No. Allocation determines the overall risk-return character of a portfolio, while location optimizes the after-tax wedge on top of that allocation. Vanguard’s research consistently positions location as a secondary lever — meaningful when allocation is set, irrelevant if allocation is wrong. A misallocated portfolio with perfect tax placement underperforms a well-allocated portfolio with sloppy placement.

Why do REITs and high-turnover funds belong in tax-advantaged accounts?

REITs distribute the bulk of their income as non-qualified dividends, taxed at ordinary income rates. High-turnover active funds generate frequent short-term capital gains, also taxed as ordinary income. Both vehicles produce the most tax-inefficient income streams in the U.S. code. Sheltering them inside a 401(k), Traditional IRA, or Roth IRA preserves the structural tax efficiency of the surrounding portfolio. The exception is REITs held at low yields, where the absolute tax savings are small.

How does the rule break down at very low Treasury yields?

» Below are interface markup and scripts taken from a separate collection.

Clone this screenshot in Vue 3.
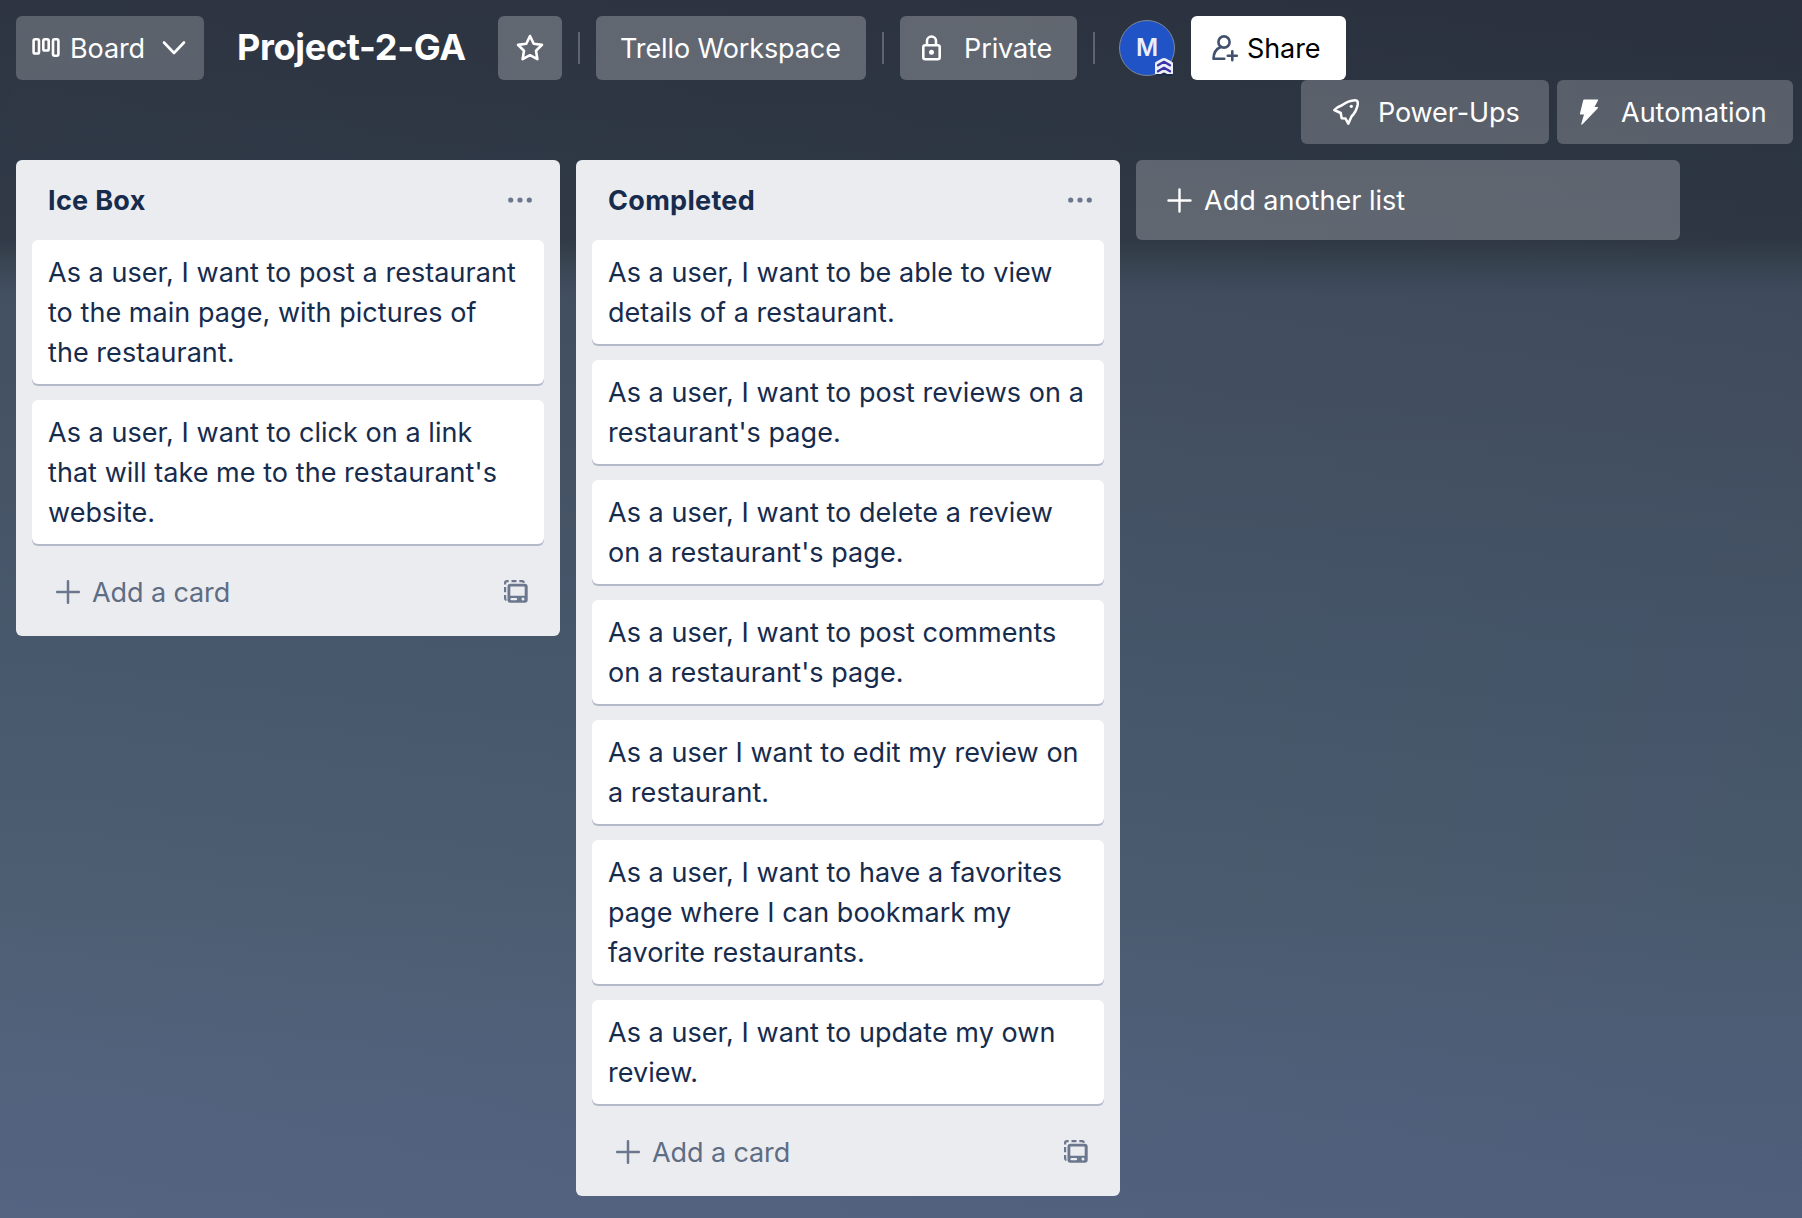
<script setup>
const lists = [
  {
    title: 'Ice Box',
    cards: [
      ['As a user, I want to post a restaurant', 'to the main page, with pictures of', 'the restaurant.'],
      ['As a user, I want to click on a link', "that will take me to the restaurant's", 'website.'],
    ],
  },
  {
    title: 'Completed',
    cards: [
      ['As a user, I want to be able to view', 'details of a restaurant.'],
      ['As a user, I want to post reviews on a', "restaurant's page."],
      ['As a user, I want to delete a review', "on a restaurant's page."],
      ['As a user, I want to post comments', "on a restaurant's page."],
      ['As a user I want to edit my review on', 'a restaurant.'],
      ['As a user, I want to have a favorites', 'page where I can bookmark my', 'favorite restaurants.'],
      ['As a user, I want to update my own', 'review.'],
    ],
  },
]
</script>

<template>
  <div class="app">
    <header class="header">
      <div class="row">
        <button class="btn board">
          <svg class="i-board" width="28" height="24" viewBox="0 0 28 24" fill="none" stroke="#fff" stroke-width="2.6">
            <rect x="1.6" y="3.3" width="5.4" height="14.2" rx="1.6" />
            <rect x="11.3" y="3.3" width="5.4" height="11.2" rx="1.6" />
            <rect x="21" y="3.3" width="5.4" height="16.4" rx="1.6" />
          </svg>
          <span>Board</span>
          <svg class="i-chev" width="24" height="16" viewBox="0 0 24 16" fill="none" stroke="#fff" stroke-width="2.6" stroke-linecap="round" stroke-linejoin="round">
            <path d="M2 2.5 12 13 22 2.5" />
          </svg>
        </button>
        <h1>Project-2-GA</h1>
        <button class="btn star">
          <svg width="30" height="30" viewBox="0 0 30 30" fill="none" stroke="#fff" stroke-width="2.6" stroke-linejoin="round">
            <path d="M15 3 L18.7 10.7 27 11.9 21 17.7 22.4 26.2 15 22.2 7.6 26.2 9 17.7 3 11.9 11.3 10.7Z" />
          </svg>
        </button>
        <i class="divider"></i>
        <button class="btn workspace"><span>Trello Workspace</span></button>
        <i class="divider"></i>
        <button class="btn private">
          <svg width="22" height="28" viewBox="0 0 22 28" fill="none" stroke="#fff" stroke-width="2.6">
            <rect x="3.3" y="11.3" width="16.4" height="14" rx="2" />
            <path d="M7 11V7a4.5 4.5 0 0 1 9 0v4" />
            <circle cx="11.5" cy="18.3" r="2.5" fill="#fff" stroke="none" />
          </svg>
          <span>Private</span>
        </button>
        <i class="divider"></i>
        <div class="avatar">
          <span>M</span>
          <svg class="badge" width="18" height="18" viewBox="0 0 18 18">
            <path d="M0 5.5Q0 4.500 1 3.800L6.500.7Q9-.6 11.500.7L17 3.800Q18 4.500 18 5.500V16H12L9 14.500 6 16H0Z" fill="#eceef6" />
            <path d="M1 17H6L9 15.500 12 17H17.500" fill="none" stroke="#172b4d" stroke-width="1.4" />
            <path d="M3 7.300 9 3.800 15 7.300M3 13.300 9 9.800 15 13.300" fill="none" stroke="#3a32a8" stroke-width="2.3" stroke-linecap="round" stroke-linejoin="round" />
          </svg>
        </div>
        <button class="btn share">
          <svg width="27" height="28" viewBox="0 0 27 28" fill="none" stroke="#42526e" stroke-width="2.6" stroke-linecap="round" stroke-linejoin="round">
            <circle cx="12" cy="8" r="5.6" />
            <path d="M8.600 13C4 15 1.500 19 1.500 24.700H12.300M20.300 17.200V26.200M15.800 21.700H24.800" />
          </svg>
          <span>Share</span>
        </button>
      </div>
      <div class="row tools">
        <button class="btn power">
          <svg width="28" height="28" viewBox="0 0 28 28" fill="none" stroke="#fff" stroke-width="2.5" stroke-linejoin="round">
            <path d="M9.500 7.500C13 5 18 2.500 23 2.300 25.700 2.200 26 4 25.700 6.500 25 11 22 16 19.500 18.500L16.300 25.700 13.500 20.500 9.700 20.300 8.700 15 2.300 12Q5 9 9.500 7.500Z" />
            <circle cx="19.3" cy="8.3" r="1.6" fill="#fff" stroke="none" />
          </svg>
          <span>Power-Ups</span>
        </button>
        <button class="btn auto">
          <svg width="20" height="28" viewBox="0 0 20 28" fill="#fff">
            <path d="M5.200 1.500H18.500Q19.500 1.500 19 2.500L15.500 9H18.300Q19.600 9 18.800 10.200L3.500 26.300Q1.800 27.500 2.300 25.700L5 16.500H1.500Q.7 16.500 1 15.500L4.200 2.300Q4.400 1.500 5.200 1.500Z" />
          </svg>
          <span>Automation</span>
        </button>
      </div>
    </header>

    <main class="lists">
      <section v-for="list in lists" :key="list.title" class="list">
        <div class="head">
          <h2>{{ list.title }}</h2>
          <svg width="24" height="6" viewBox="0 0 24 6" fill="#6b778c">
            <circle cx="2.7" cy="3" r="2.6" /><circle cx="12" cy="3" r="2.6" /><circle cx="21.3" cy="3" r="2.6" />
          </svg>
        </div>
        <article v-for="(card, i) in list.cards" :key="i" class="card">
          <div v-for="line in card" :key="line">{{ line }}</div>
        </article>
        <div class="foot">
          <svg width="24" height="24" viewBox="0 0 24 24" stroke="#6b778c" stroke-width="2.5" stroke-linecap="round"><path d="M12 1.200V22.800M1.200 12H22.800" /></svg>
          <span>Add a card</span>
          <svg class="template" width="24" height="24" viewBox="0 0 24 24" fill="none" stroke="#6b778c" stroke-width="2.2">
            <path d="M1.100 4.500V3Q1.100 1.200 3 1.200H4.700M7.500 1.200H12.500M15.300 1.200H18Q19.700 1.200 20 2.800M1.100 7V12.300M1.100 15V18Q1.100 19.700 2.500 19.800" />
            <path fill-rule="evenodd" stroke="none" fill="#6b778c" d="M6.300 3.700H20.700Q23.700 3.700 23.700 6.700V19.800Q23.700 22.800 20.700 22.800H6.300Q3.500 22.800 3.500 19.800V6.700Q3.500 3.700 6.300 3.700ZM7 6.500Q6.300 6.500 6.300 7.300V15.800H20.700V7.300Q20.700 6.500 20 6.500ZM7.600 17.900Q6.400 17.900 6.400 19.100T7.600 20.300H12Q13.200 20.300 13.200 19.100T12 17.900ZM19 17.600A1.500 1.500 0 1 0 19 20.600 1.500 1.500 0 0 0 19 17.600Z" />
          </svg>
        </div>
      </section>
      <button class="add-list">
        <svg width="25" height="25" viewBox="0 0 25 25" stroke="#fff" stroke-width="2.4" stroke-linecap="round"><path d="M12.500 1.500V23.500M1.500 12.500H23.500" /></svg>
        <span>Add another list</span>
      </button>
    </main>
  </div>
</template>

<style>
body { margin: 0; }
</style>

<style scoped>
* { box-sizing: border-box; }
.app {
  width: 1802px;
  height: 1218px;
  overflow: hidden;
  font-family: Inter, "Liberation Sans", sans-serif;
  font-size: 27px;
  font-weight: 440;
  color: #172b4d;
  background:
    linear-gradient(90deg, rgba(255, 255, 255, .012), rgba(0, 0, 0, .035)),
    linear-gradient(180deg, #2c3340 0, #2d3644 150px, #303846 240px, #374350 262px, #414e60 295px, #435062 400px, #46566a 640px, #4c5c70 900px, #50607a 1050px, #526280 1218px);
}
button { font: inherit; border: 0; margin: 0; padding: 0; text-align: left; }
svg { display: block; flex: none; }
.header { height: 160px; padding-top: 16px; }
.row { display: flex; height: 64px; padding-left: 16px; }
.btn {
  display: flex;
  align-items: center;
  height: 64px;
  border-radius: 6px;
  background: rgba(255, 255, 255, .22);
  color: #fff;
  letter-spacing: -.1px;
  white-space: nowrap;
}
.board { width: 188px; padding-left: 16px; }
.board span { margin-left: 10px; width: 76px; }
.i-chev { margin-left: 16px; }
h1 { margin: 0 0 0 33px; width: 261px; font-size: 36px; line-height: 62px; font-weight: 700; color: #fff; letter-spacing: -.3px; white-space: nowrap; }
.star { width: 64px; justify-content: center; background: rgba(255, 255, 255, .25); }
.divider { width: 2px; height: 32px; margin: 16px 16px 0; background: rgba(255, 255, 255, .24); }
.workspace { width: 270px; padding-left: 24px; background: rgba(255, 255, 255, .25); }
.private { width: 177px; padding-left: 20px; background: rgba(255, 255, 255, .25); }
.private span { margin-left: 22px; }
.avatar { position: relative; width: 56px; height: 56px; margin: 4px 16px 0 8px; border-radius: 50%; background: #2053c5; color: #e9eefb; font-size: 24px; font-weight: 600; text-align: center; border: 1px solid #7f8794; line-height: 54px; }
.badge { position: absolute; right: 1px; bottom: -1px; }
.share { width: 155px; padding-left: 21px; background: #fff; color: #000; }
.share span { margin-left: 8px; }
.tools { justify-content: flex-end; padding-right: 9px; gap: 8px; }
.power { width: 248px; padding-left: 31px; }
.power span { margin-left: 18px; }
.auto { width: 236px; padding-left: 22px; }
.auto span { margin-left: 22px; letter-spacing: 0; }
.lists { display: flex; align-items: flex-start; gap: 16px; padding-left: 16px; }
.list { width: 544px; padding: 0 16px; border-radius: 6px; background: #ebecf0; }
.head { display: flex; align-items: center; justify-content: space-between; height: 80px; padding: 0 12px 0 16px; }
h2 { margin: 0; font-size: 27px; font-weight: 650; letter-spacing: .3px; }
.card { margin-bottom: 16px; padding: 13px 16px 11px; border-radius: 6px; background: #fff; box-shadow: 0 2px 0 #b3b9c8; line-height: 40px; font-weight: 425; letter-spacing: .05px; white-space: nowrap; }
.foot { display: flex; align-items: center; height: 76px; padding: 0 16px 12px 24px; color: #5e6c84; }
.foot span { margin-left: 12px; letter-spacing: -.1px; }
.foot .template { margin-left: auto; }
.add-list { display: flex; align-items: center; width: 544px; height: 80px; padding-left: 31px; border-radius: 6px; background: rgba(255, 255, 255, .24); color: #fff; }
.add-list span { margin-left: 12px; }
</style>
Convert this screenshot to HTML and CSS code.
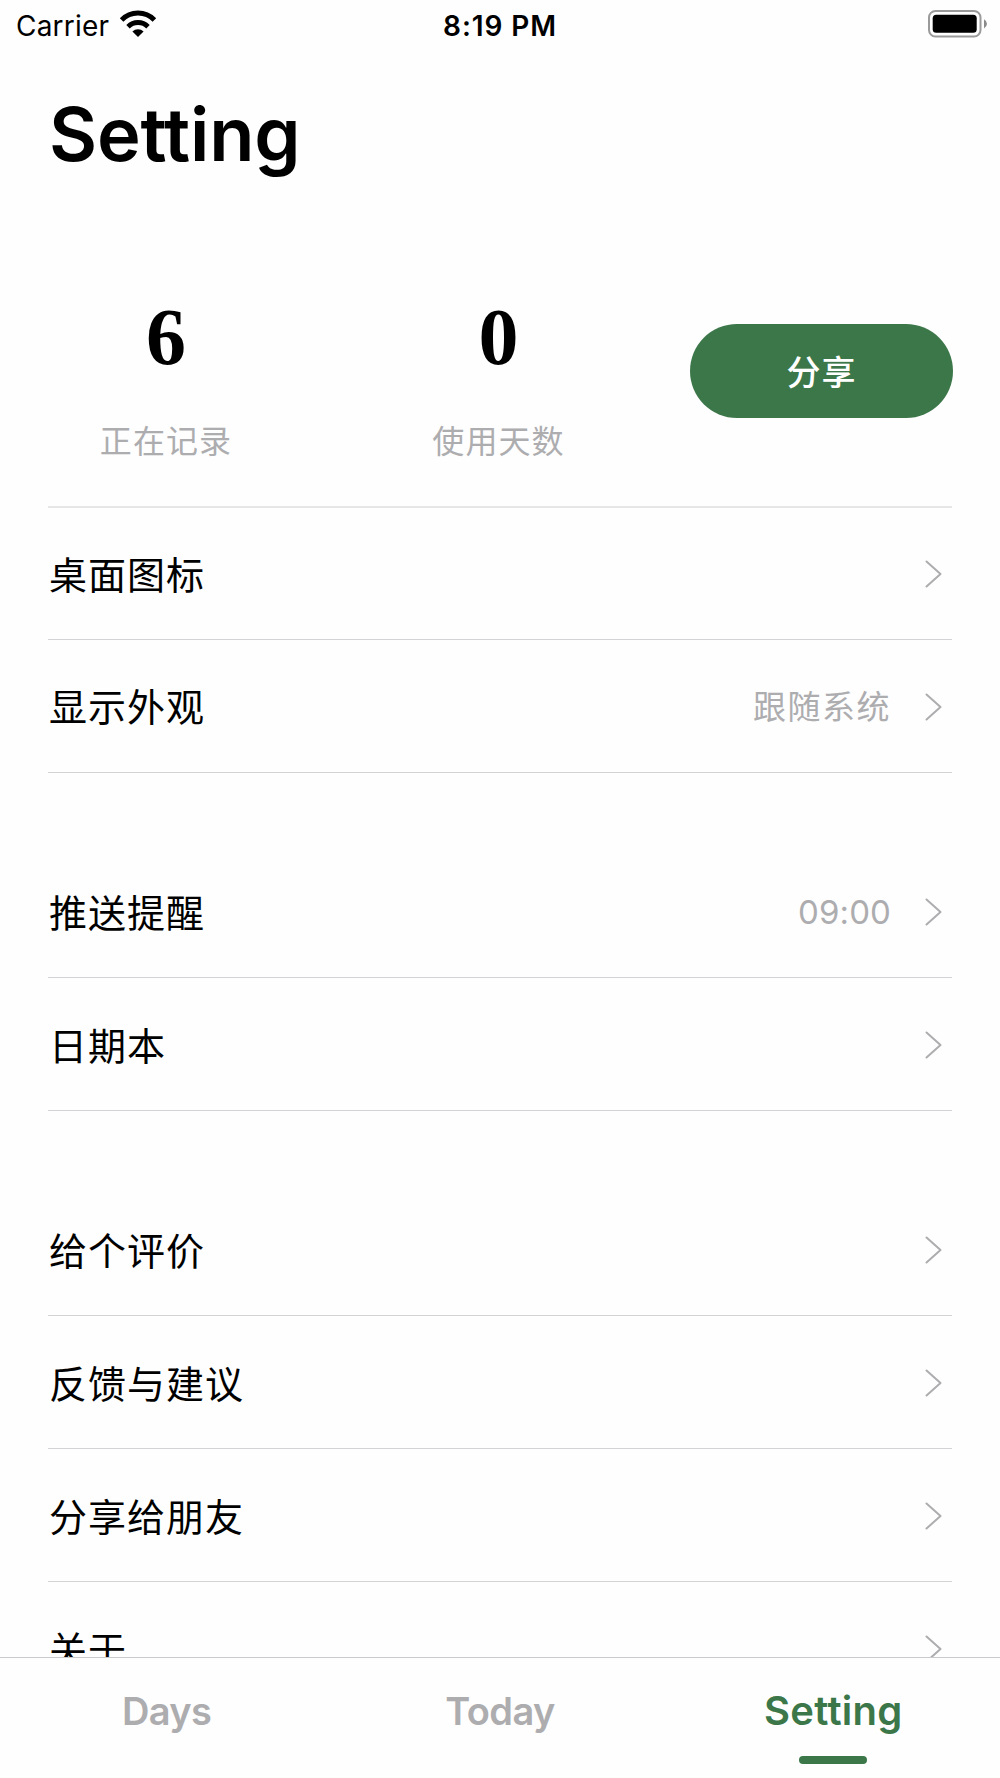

The conventional rule assumes that taxable bond interest is large enough to merit shielding. When 10-year yields sit below 2 %, the absolute tax saved by placing bonds in tax-deferred accounts often falls below the opportunity cost of consuming tax-deferred space that could have housed equities. This regime characterized 2010–2021 and explains why Vanguard’s 2023 update introduced a more conditional framework that depends on the prevailing yield environment, not just on income type.